Das mahnt uns heute, aller Opfer von Krieg und Gewaltherrschaft zu gedenken, ihren Tod aber in einen historischen Kontext zu stellen und die Lektion der Geschichte zu lernen und zu lehren.
So wie die Geschichte keinen Automatismus kennt, weil sie von Menschen gemacht ist, ist Demokratie und Frieden kein Zustand von Gesellschaften, der, sobald er einmal erreicht ist, ohne weitere Anstrengungen fortbesteht. Sie müssen immer wieder aufs Neue erkämpft und auch verteidigt werden.

Frieden und Wohlstand können nur dann langfristig gesichert werden, wenn die internationale Gemeinschaft es schafft, gemeinsam kluge, nachhaltige und gerechte Lösungen für die Fragen unserer Zeit zu finden. Das kann nur im Dialog geschehen.

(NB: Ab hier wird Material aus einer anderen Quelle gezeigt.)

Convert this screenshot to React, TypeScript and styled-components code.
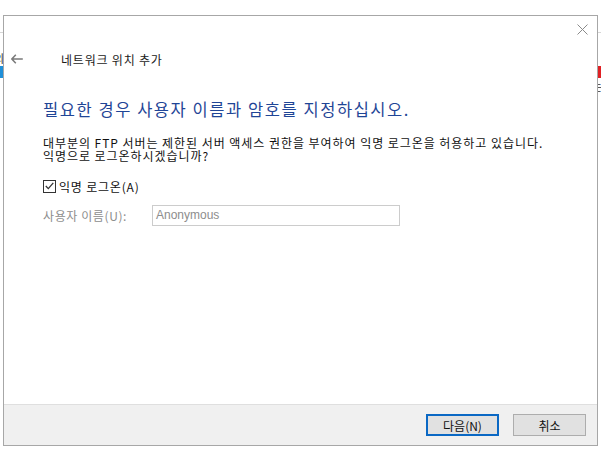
import React from 'react'
import styled, { createGlobalStyle } from 'styled-components'

const GlobalStyle = createGlobalStyle`
  html, body {
    margin: 0;
    padding: 0;
    background: #ffffff;
  }
  body {
    font-family: 'Noto Sans CJK KR', 'Noto Sans', sans-serif;
  }
`

const App = () => {
    return (
        <>
            <GlobalStyle />
            <Desktop>
                <SideStrip>
                    <StripLine />
                    <StripGlyph top={19}>외</StripGlyph>
                    <StripBar color="#1f8fd8" top={2} />
                </SideStrip>
                <Window>
                    <CloseRow>
                        <CloseButton aria-label="닫기">
                            <svg width="11" height="11" viewBox="0 0 11 11">
                                <path d="M0.5 0.5 L10.5 10.5 M10.5 0.5 L0.5 10.5" stroke="#8a8a8a" strokeWidth="1" fill="none" />
                            </svg>
                        </CloseButton>
                    </CloseRow>
                    <HeaderRow>
                        <BackButton aria-label="뒤로">
                            <svg width="12" height="10" viewBox="0 0 12 10">
                                <path d="M4.8 0.8 L0.9 5 L4.8 9.2 M0.9 5 L11.8 5" stroke="#7a7a7a" strokeWidth="1.5" fill="none" />
                            </svg>
                        </BackButton>
                        <Title>네트워크 위치 추가</Title>
                    </HeaderRow>
                    <Content>
                        <Instruction>필요한 경우 사용자 이름과 암호를 지정하십시오.</Instruction>
                        <Paragraph>
                            <Line>대부분의 FTP 서버는 제한된 서버 액세스 권한을 부여하여 익명 로그온을 허용하고 있습니다.</Line>
                            <Line>익명으로 로그온하시겠습니까?</Line>
                        </Paragraph>
                        <CheckRow>
                            <CheckBox>
                                <svg width="9" height="8" viewBox="0 0 9 8">
                                    <path d="M0.8 4 L3.3 6.6 L8.3 0.8" stroke="#333" strokeWidth="1.3" fill="none" />
                                </svg>
                            </CheckBox>
                            <CheckLabel>익명 로그온(A)</CheckLabel>
                        </CheckRow>
                        <FieldRow>
                            <FieldLabel>사용자 이름(U):</FieldLabel>
                            <TextBox>Anonymous</TextBox>
                        </FieldRow>
                    </Content>
                    <Footer>
                        <Button primary>다음(N)</Button>
                        <Button>취소</Button>
                    </Footer>
                </Window>
                <SideStrip>
                    <StripLine />
                    <StripBar color="#e02024" top={33} />
                    <StripGlyph top={2}>는</StripGlyph>
                </SideStrip>
            </Desktop>
        </>
    )
}

const Desktop = styled.div`
  display: flex;
  width: 601px;
  height: 449px;
  overflow: hidden;
  background: #ffffff;
`

const SideStrip = styled.div`
  flex: 1;
  display: flex;
  flex-direction: column;
  overflow: hidden;
  padding-top: 32px;
`

const StripLine = styled.div`
  height: 1px;
  background: #d6d6d6;
`

const StripGlyph = styled.div<{ top: number }>`
  margin-top: ${(p) => p.top}px;
  height: 12px;
  font-size: 11px;
  line-height: 12px;
  color: #333;
  white-space: nowrap;
  text-indent: -6px;
`

const StripBar = styled.div<{ color: string; top: number }>`
  margin-top: ${(p) => p.top}px;
  height: 12px;
  background: ${(p) => p.color};
`

const Window = styled.div`
  width: 595px;
  height: 431px;
  margin-top: 15px;
  box-sizing: border-box;
  border: 1px solid #a7a7a7;
  background: #ffffff;
  display: flex;
  flex-direction: column;
  flex-shrink: 0;
`

const CloseRow = styled.div`
  display: flex;
  justify-content: flex-end;
  padding: 8px 9px 0 0;
  height: 22px;
  box-sizing: border-box;
`

const CloseButton = styled.div`
  width: 11px;
  height: 11px;
  display: flex;
`

const HeaderRow = styled.div`
  display: flex;
  align-items: center;
  height: 22px;
  margin-top: 10px;
`

const BackButton = styled.div`
  width: 12px;
  height: 10px;
  margin-left: 7px;
  display: flex;
`

const Title = styled.div`
  margin-left: 38px;
  font-size: 12px;
  letter-spacing: 0.8px;
  color: #1a1a1a;
`

const Content = styled.div`
  flex: 1;
  padding: 28px 0 0 39px;
  display: flex;
  flex-direction: column;
`

const Instruction = styled.div`
  font-size: 16.5px;
  line-height: 22px;
  color: #1f4596;
  letter-spacing: 1.55px;
`

const Paragraph = styled.div`
  margin-top: 16px;
  font-size: 12px;
  color: #111;
  letter-spacing: 0.95px;
`

const Line = styled.div`
  height: 13px;
  line-height: 13px;
  white-space: nowrap;
`

const CheckRow = styled.div`
  display: flex;
  align-items: center;
  margin-top: 17px;
  height: 14px;
`

const CheckBox = styled.div`
  width: 11px;
  height: 11px;
  border: 1px solid #333;
  display: flex;
  align-items: center;
  justify-content: center;
  box-sizing: content-box;
`

const CheckLabel = styled.span`
  margin-left: 3px;
  font-size: 12px;
  letter-spacing: 0.8px;
  color: #111;
`

const FieldRow = styled.div`
  display: flex;
  align-items: center;
  margin-top: 12px;
`

const FieldLabel = styled.span`
  width: 109px;
  font-size: 12px;
  letter-spacing: 0.6px;
  color: #8d8d8d;
`

const TextBox = styled.div`
  width: 248px;
  height: 21px;
  box-sizing: border-box;
  border: 1px solid #cccccc;
  padding-left: 3px;
  font-family: 'Liberation Sans', Arial, sans-serif;
  font-size: 12px;
  line-height: 19px;
  color: #8d8d8d;
`

const Footer = styled.div`
  height: 41px;
  box-sizing: border-box;
  border-top: 1px solid #dfdfdf;
  background: #f0f0f0;
  display: flex;
  align-items: center;
  justify-content: flex-end;
  gap: 14px;
  padding-right: 11px;
`

const Button = styled.div<{ primary?: boolean }>`
  width: 73px;
  height: 22px;
  box-sizing: border-box;
  border: ${(p) => (p.primary ? '2px solid #0a68c4' : '1px solid #adadad')};
  background: #e1e1e1;
  display: flex;
  align-items: center;
  justify-content: center;
  font-size: 12px;
  color: #111;
`

export default App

Und das gilt auch für die Zukunft und die künftige Rolle Europas in der Welt: Gerade jetzt, wenn sich bislang verlässliche Partner aus ihrer Verantwortung zurückziehen und Krisen und Konflikte in der Welt weiter zunehmen, müssen wir alles daran setzen, den Zusammenhalt Europas weiter zu stärken. Die Europäische Union ist das größte und erfolgreichste Friedensprojekt, das je geschaffen wurde. Die EU-Integration ist daher auch für Albanien und die anderen Länder des Westbalkans von fundamentaler Bedeutung für die weitere Stärkung von Frieden und Zusammenarbeit. Deutschland wird sich daher auch weiterhin mit aller Kraft für die EU-Integration Albaniens und der Region des Westbalkans einsetzen.